Thomson Reuters Peer Monitor — in conjunction with Georgetown University Law Center’s Center on the Study of the Legal Profession — recently issued its annual report on the legal market, which you can find here. Some highlights:
- 2014 saw a modest increase (0.5%) in the demand for legal services, which is better than the drop in demand experienced in 2013, but overall indicative of a trend, which has extended over the past 5 years, of fairly flat demand growth
- the growth has been in transactional practice activities (corporate, tax, and real estate); demand growth in litigation was actually slightly negative. Litigation still accounts for about a third of all practice activities (though it was more like 40% twenty years ago). Corporate accounts for 23% (and tax and real estate come in at 3% and 6% respectively).
- number of lawyers in US firms grew by 1.4% in 2014 (about a percent more than demand, which in turn led productivity to fall a bit)

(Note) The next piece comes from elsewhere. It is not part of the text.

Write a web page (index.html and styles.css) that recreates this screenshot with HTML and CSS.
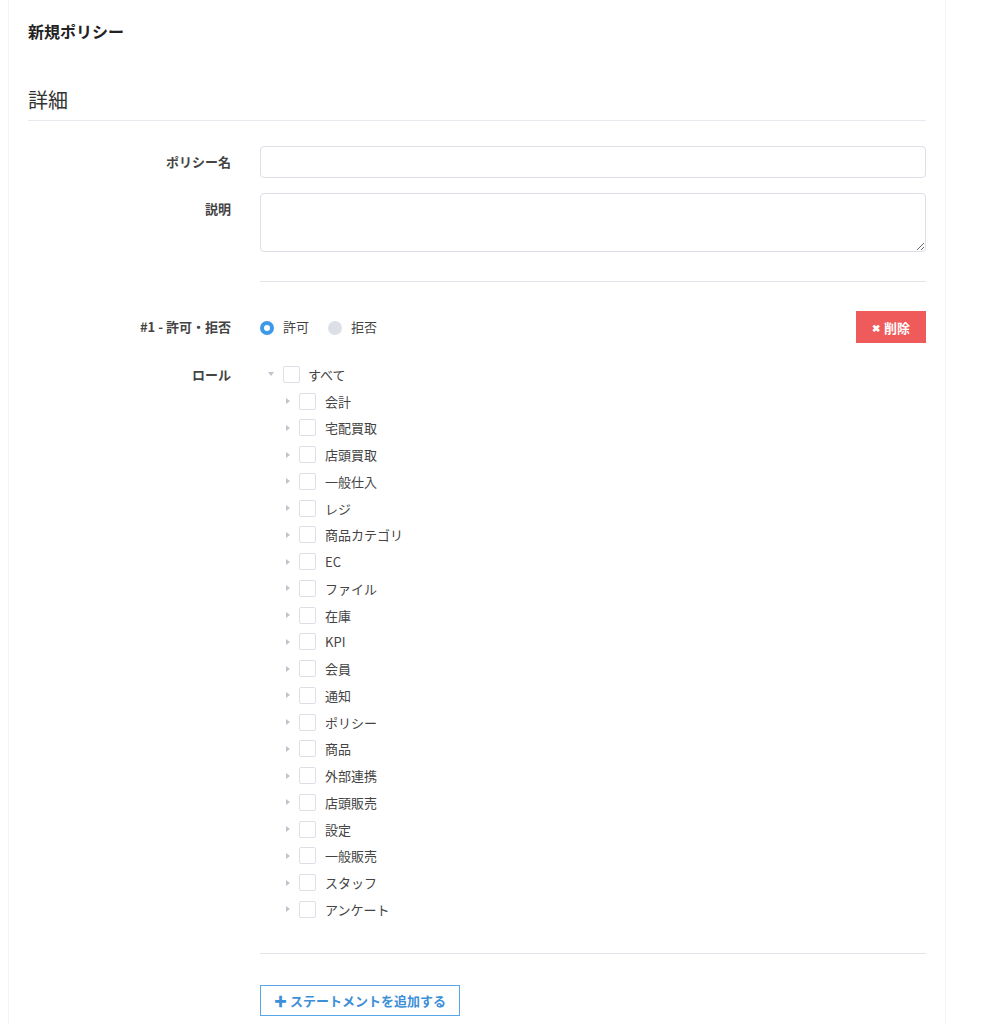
FILE: index.html
```html
<!DOCTYPE html>
<html lang="ja">
<head>
    <meta charset="UTF-8">
    <title>新規ポリシー</title>
    <link rel="stylesheet" href="styles.css">
</head>
<body>
<div class="page">
    <h1 class="page-title">新規ポリシー</h1>

    <h2 class="section-title">詳細</h2>

    <div class="form-row">
        <label class="form-label" for="policy_name">ポリシー名</label>
        <div class="form-field"><input type="text" id="policy_name" class="text-input"></div>
    </div>
    <div class="form-row">
        <label class="form-label" for="policy_desc">説明</label>
        <div class="form-field"><textarea id="policy_desc" class="text-area"></textarea></div>
    </div>

    <div class="form-row">
        <div></div>
        <div class="form-field"><hr class="divider"></div>
    </div>

    <div class="form-row statement-row">
        <div class="form-label">#1 - 許可・拒否</div>
        <div class="form-field effect-line">
            <div class="radios">
                <span class="radio checked"><span class="radio-dot"></span>許可</span>
                <span class="radio"><span class="radio-dot"></span>拒否</span>
            </div>
            <button class="btn-delete"><span class="x">✖</span>削除</button>
        </div>
    </div>

    <div class="form-row role-row">
        <div class="form-label">ロール</div>
        <div class="form-field">
            <div class="tree-node root">
                <span class="caret open"></span><span class="check"></span><span class="node-label">すべて</span>
            </div>
            <div class="tree-children" id="roleTree"></div>
        </div>
    </div>

    <div class="form-row">
        <div></div>
        <div class="form-field"><hr class="divider bottom"></div>
    </div>

    <div class="form-row">
        <div></div>
        <div class="form-field"><button class="btn-add"><span class="plus">✚</span>ステートメントを追加する</button></div>
    </div>
</div>

<script>
    const roles = ['会計', '宅配買取', '店頭買取', '一般仕入', 'レジ', '商品カテゴリ', 'EC', 'ファイル', '在庫', 'KPI',
        '会員', '通知', 'ポリシー', '商品', '外部連携', '店頭販売', '設定', '一般販売', 'スタッフ', 'アンケート'];
    const tree = document.getElementById('roleTree');
    tree.innerHTML = roles.map(name => `
        <div class="tree-node">
            <span class="caret"></span><span class="check"></span><span class="node-label">${name}</span>
        </div>
    `).join('');
</script>
</body>
</html>
```

FILE: styles.css
```css
body {
    margin: 0;
    font-family: "Noto Sans CJK JP", "Noto Sans", sans-serif;
    color: #333;
    background: #fff;
}

.page {
    margin-left: 8px;
    width: 898px;
    min-height: 1024px;
    padding: 0 19px;
    border-left: 1px solid #f4f4f6;
    border-right: 1px solid #f4f4f6;
    box-sizing: content-box;
}

.page-title {
    margin: 0;
    padding-top: 20px;
    font-size: 16px;
    line-height: 22px;
    font-weight: bold;
    color: #222;
}

.section-title {
    margin: 44px 0 0;
    font-size: 20px;
    font-weight: normal;
    line-height: 28px;
    color: #333;
    padding-bottom: 6px;
    border-bottom: 1px solid #e8e8ee;
}

.form-row {
    display: grid;
    grid-template-columns: 203px 1fr;
    column-gap: 29px;
}

.form-row:nth-of-type(1) {
    margin-top: 25px;
}

.form-label {
    text-align: right;
    font-size: 13px;
    font-weight: bold;
    color: #444;
    line-height: 20px;
    padding-top: 6px;
}

.text-input, .text-area {
    display: block;
    width: 100%;
    box-sizing: border-box;
    border: 1px solid #dcdfe6;
    border-radius: 4px;
    font-family: inherit;
    font-size: 13px;
    background: #fff;
}

.text-input {
    height: 32px;
    margin-bottom: 15px;
}

.text-area {
    height: 59px;
    resize: vertical;
}

.divider {
    margin: 29px 0 0;
    border: 0;
    border-top: 1px solid #e4e4ea;
}

.statement-row {
    margin-top: 29px;
}

.effect-line {
    display: flex;
    justify-content: space-between;
    align-items: center;
}

.radios {
    display: flex;
    gap: 19px;
    font-size: 13px;
    line-height: 16px;
    color: #444;
}

.radio {
    display: flex;
    align-items: center;
}

.radio-dot {
    width: 14px;
    height: 14px;
    border-radius: 50%;
    background: #dcdfe6;
    margin-right: 9px;
    box-sizing: border-box;
    position: relative;
    top: 1px;
}

.radio.checked .radio-dot {
    background: #fff;
    border: 4px solid #3d99e8;
}

.btn-delete {
    width: 70px;
    height: 32px;
    background: #ef5a5a;
    color: #fff;
    border: none;
    font-family: inherit;
    font-size: 13px;
    font-weight: bold;
    padding: 0;
    cursor: pointer;
}

.btn-delete .x {
    font-size: 10px;
    margin-right: 4px;
    position: relative;
    top: -1px;
}

.role-row {
    margin-top: 18px;
}

.role-row .form-label {
    padding-top: 4px;
}

.tree-node {
    display: flex;
    align-items: center;
    height: 26.75px;
    font-size: 13px;
    color: #444;
}

.tree-node.root {
    padding-left: 8px;
}

.tree-children .tree-node {
    padding-left: 26px;
}

.caret {
    width: 0;
    height: 0;
    border-top: 3.5px solid transparent;
    border-bottom: 3.5px solid transparent;
    border-left: 4px solid #c0c4cc;
    margin-right: 9px;
}

.caret.open {
    border-left: 3.5px solid transparent;
    border-right: 3.5px solid transparent;
    border-top: 4px solid #c0c4cc;
    border-bottom: 0;
    margin-right: 9px;
}

.check {
    width: 17px;
    height: 17px;
    box-sizing: border-box;
    border: 1px solid #dcdfe6;
    border-radius: 2px;
    margin-right: 8px;
}

.tree-children .check {
    margin-right: 9px;
}

.divider.bottom {
    margin-top: 30px;
}

.btn-add {
    margin-top: 31px;
    height: 31px;
    padding: 0 13px;
    background: #fff;
    border: 1px solid #5aa5e6;
    color: #3d8fd8;
    font-family: inherit;
    font-size: 13px;
    font-weight: bold;
    cursor: pointer;
}

.btn-add .plus {
    margin-right: 3px;
}
```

- despite all this, profits per partner (PPP) were up 3.1% (over 2013, a year during which PPP grew by only 1%)
- if you adjust for inflation, business spending on legal services is down almost 26% from where it was in 2004
The Report also addressed the reasons why the legal market has not improved to the same extent that many other sectors of the economy have:
- corporations increasingly keeping work in-house or farming it out to non-law firm service providers
- general counsel finding litigation a less attractive option as it’s become more expensive (e-discovery)
- continuing proliferation of new, non-traditional service providers (facilitated by the steady world-wide collapse of, or the finding of workarounds to, regulatory barriers that shielded law firms from such competition in the past)
Finally, the Report includes a discussion of another observed phenomenon: the fact that the rising economic tide is not lifting all boats at the same rate. 20 firms in the AmLaw 100 and about the same number in the second hundred are far outpacing their competitors in their respective “classes.” Dubbed the Super Rich by the American Lawyer (see April 29, 2014 article (online) entitled AmLaw 100 Analysis: The Super Rich Get Richer available via Lexis), those in the first hundred grew their revenue by 20% and their PPP by almost 32% since 2008. And they accomplished this with only modest growth (5% headcount increase and only 4.3% increase in equity partner ranks).
The elite high performing firms in the second hundred increased their gross revenues by 4.6% (compared to the 1.1% growth rate for the other 80 firms in the second hundred. Their PPP increased 3% (compared to the other 80, which saw a growth rate of -0.8%).